* **Dataset excerpt**:
........

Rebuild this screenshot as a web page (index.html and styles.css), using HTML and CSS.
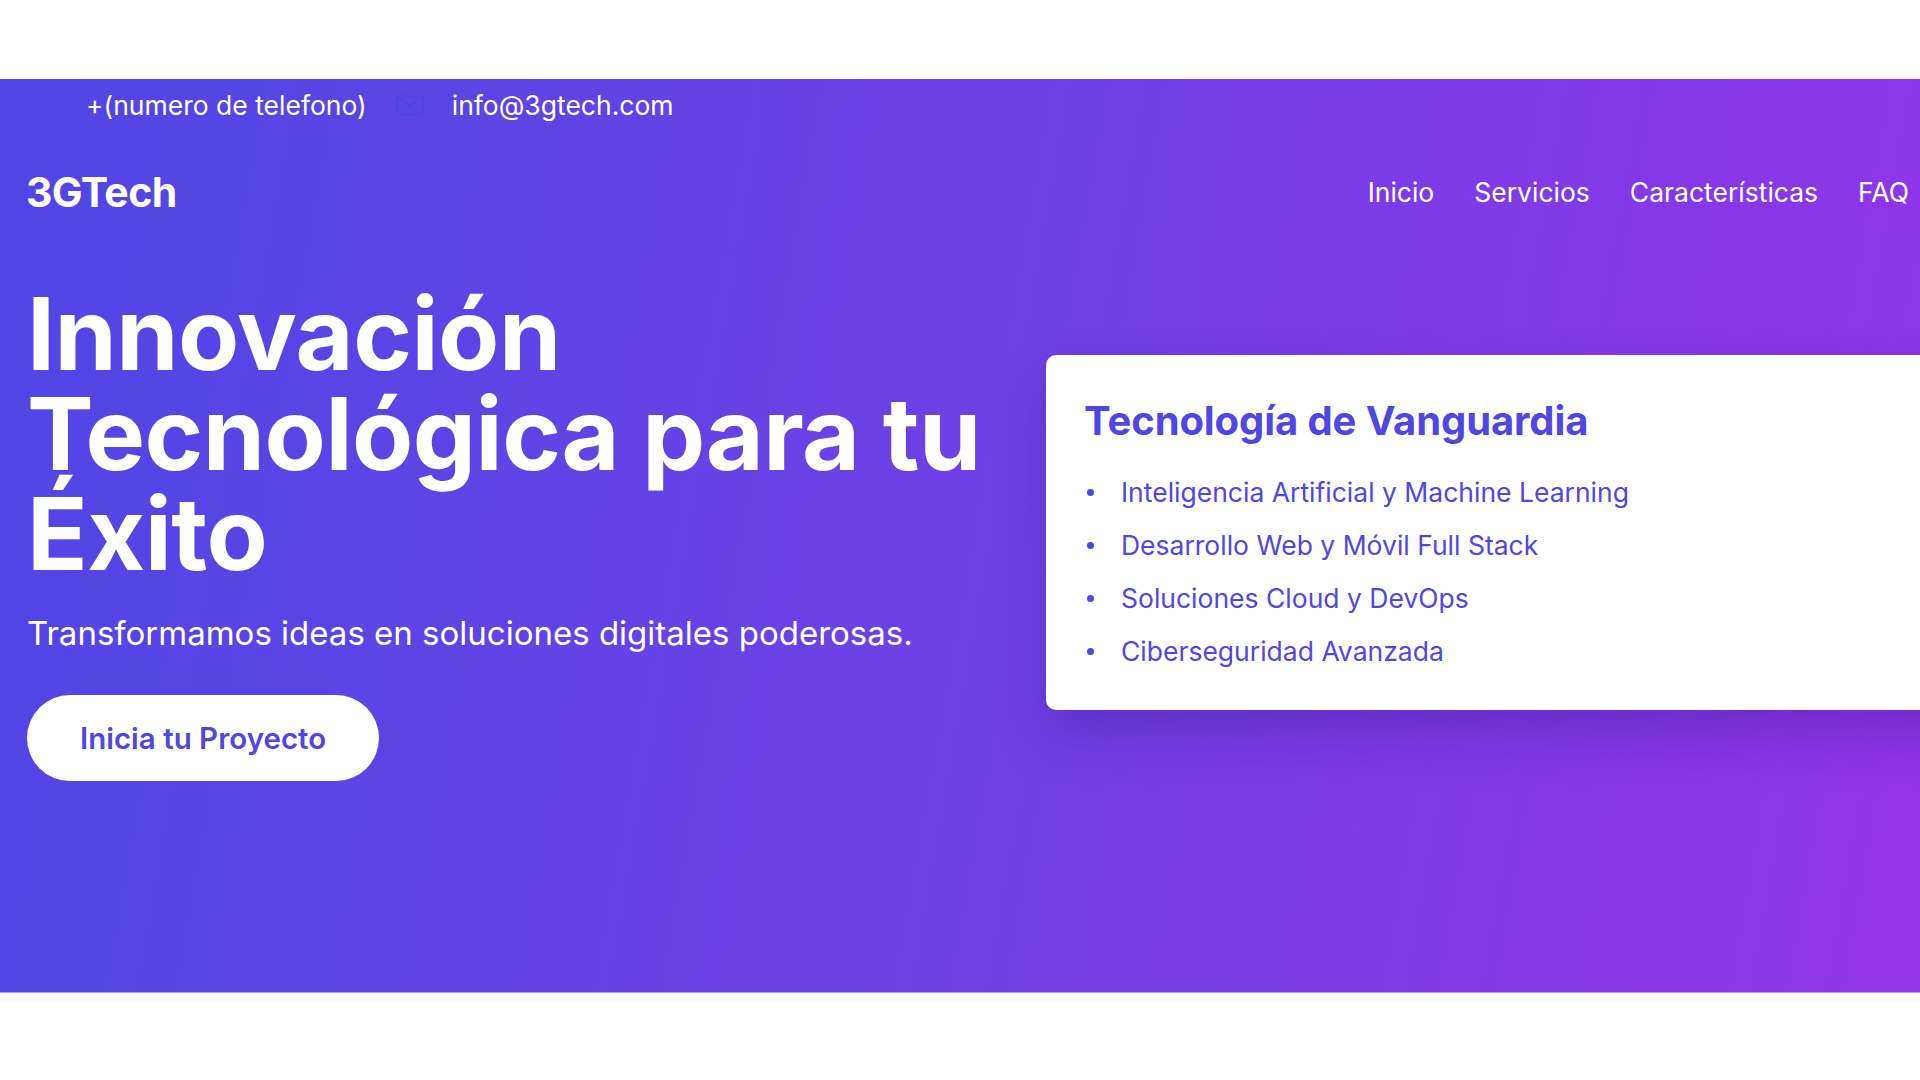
FILE: index.html
```html
<!DOCTYPE html>
<html lang="es">
<head>
<meta charset="utf-8">
<title>3GTech</title>
<link rel="stylesheet" href="styles.css">
</head>
<body>
<div class="top-space"></div>
<section class="hero">
  <div class="topbar">
    <span class="contact-item">+(numero de telefono)</span>
    <span class="contact-item">
      <svg class="mail-icon" width="28" height="20" viewBox="0 0 28 20" aria-hidden="true">
        <rect x="1" y="1" width="26" height="18" rx="2" fill="none" stroke="#4c45e0" stroke-width="1.6"/>
        <path d="M1.5 2 L14 11 L26.5 2" fill="none" stroke="#4c45e0" stroke-width="1.6"/>
      </svg>
      <span>info@3gtech.com</span>
    </span>
  </div>
  <header class="header">
    <div class="logo">3GTech</div>
    <nav class="nav">
      <a href="#">Inicio</a>
      <a href="#">Servicios</a>
      <a href="#">Características</a>
      <a href="#">FAQ</a>
    </nav>
  </header>
  <div class="hero-grid">
    <div class="hero-text">
      <h1 class="hero-title">Innovación Tecnológica para tu Éxito</h1>
      <p class="hero-sub">Transformamos ideas en soluciones digitales poderosas.</p>
      <a class="cta" href="#">Inicia tu Proyecto</a>
    </div>
    <div class="card">
      <h3 class="card-title">Tecnología de Vanguardia</h3>
      <ul class="card-list">
        <li>Inteligencia Artificial y Machine Learning</li>
        <li>Desarrollo Web y Móvil Full Stack</li>
        <li>Soluciones Cloud y DevOps</li>
        <li>Ciberseguridad Avanzada</li>
      </ul>
    </div>
  </div>
</section>
<div class="next-strip"></div>
</body>
</html>
```
FILE: styles.css
```css
* { box-sizing: border-box; }
html, body { margin: 0; padding: 0; }
body {
  font-family: Inter, "Noto Sans", "Liberation Sans", sans-serif;
  background: #ffffff;
  overflow-x: hidden;
}
.top-space { height: 79px; background: #fff; }
.hero {
  height: 914px;
  background: linear-gradient(100deg, #4f46e5 0%, #6a42e6 45%, #9333ea 100%);
  color: #fff;
  overflow: hidden;
  border-bottom: 1px solid #b49af2;
}
.topbar {
  height: 52px;
  display: flex;
  align-items: center;
  gap: 29px;
  padding-left: 86px;
  font-size: 26.5px;
  line-height: 32px;
}
.contact-item { display: flex; align-items: center; gap: 28px; }
.mail-icon { display: block; }
.header {
  height: 122px;
  display: flex;
  align-items: center;
  padding: 0 11px 0 26px;
}
.logo { font-size: 41px; font-weight: 700; letter-spacing: -0.6px; }
.nav { margin-left: auto; display: flex; gap: 40px; }
.nav a { color: #fff; text-decoration: none; font-size: 26.5px; }
.hero-grid {
  margin-top: 31px;
  display: grid;
  grid-template-columns: 1000px 1000px;
  column-gap: 19px;
  align-items: center;
  padding-left: 27px;
}
.hero-title {
  margin: 0;
  font-size: 100px;
  line-height: 100px;
  font-weight: 700;
  letter-spacing: -0.5px;
}
.hero-sub {
  margin: 25px 0 38px;
  font-size: 33px;
  line-height: 48px;
}
.cta {
  display: inline-block;
  background: #fff;
  color: #4f46e5;
  text-decoration: none;
  font-size: 29.5px;
  font-weight: 600;
  line-height: 36px;
  padding: 25px 53px;
  border-radius: 50px;
}
.card {
  background: #fff;
  border-radius: 10px;
  padding: 42px 40px 39px 38px;
  box-shadow: 0 25px 50px rgba(40, 20, 120, 0.28);
}
.card-title {
  margin: 0 0 27px;
  color: #4f46e5;
  font-size: 40px;
  line-height: 48px;
  font-weight: 700;
  letter-spacing: -0.1px;
}
.card-list {
  list-style: none;
  margin: 0;
  padding: 0;
  display: flex;
  flex-direction: column;
  gap: 13px;
}
.card-list li {
  display: flex;
  align-items: center;
  color: #4f46e5;
  font-size: 26.5px;
  line-height: 40px;
}
.card-list li::before {
  content: "";
  width: 7px;
  height: 7px;
  border-radius: 50%;
  background: #4f46e5;
  margin: 0 27px 0 3px;
  flex: none;
}
.next-strip { height: 8px; background: #f8f9fb; }
```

........

* **Exercise requirements**: Report how many lines in this data include the string "styles", and nothing else.

* **Result for this exercise**: 3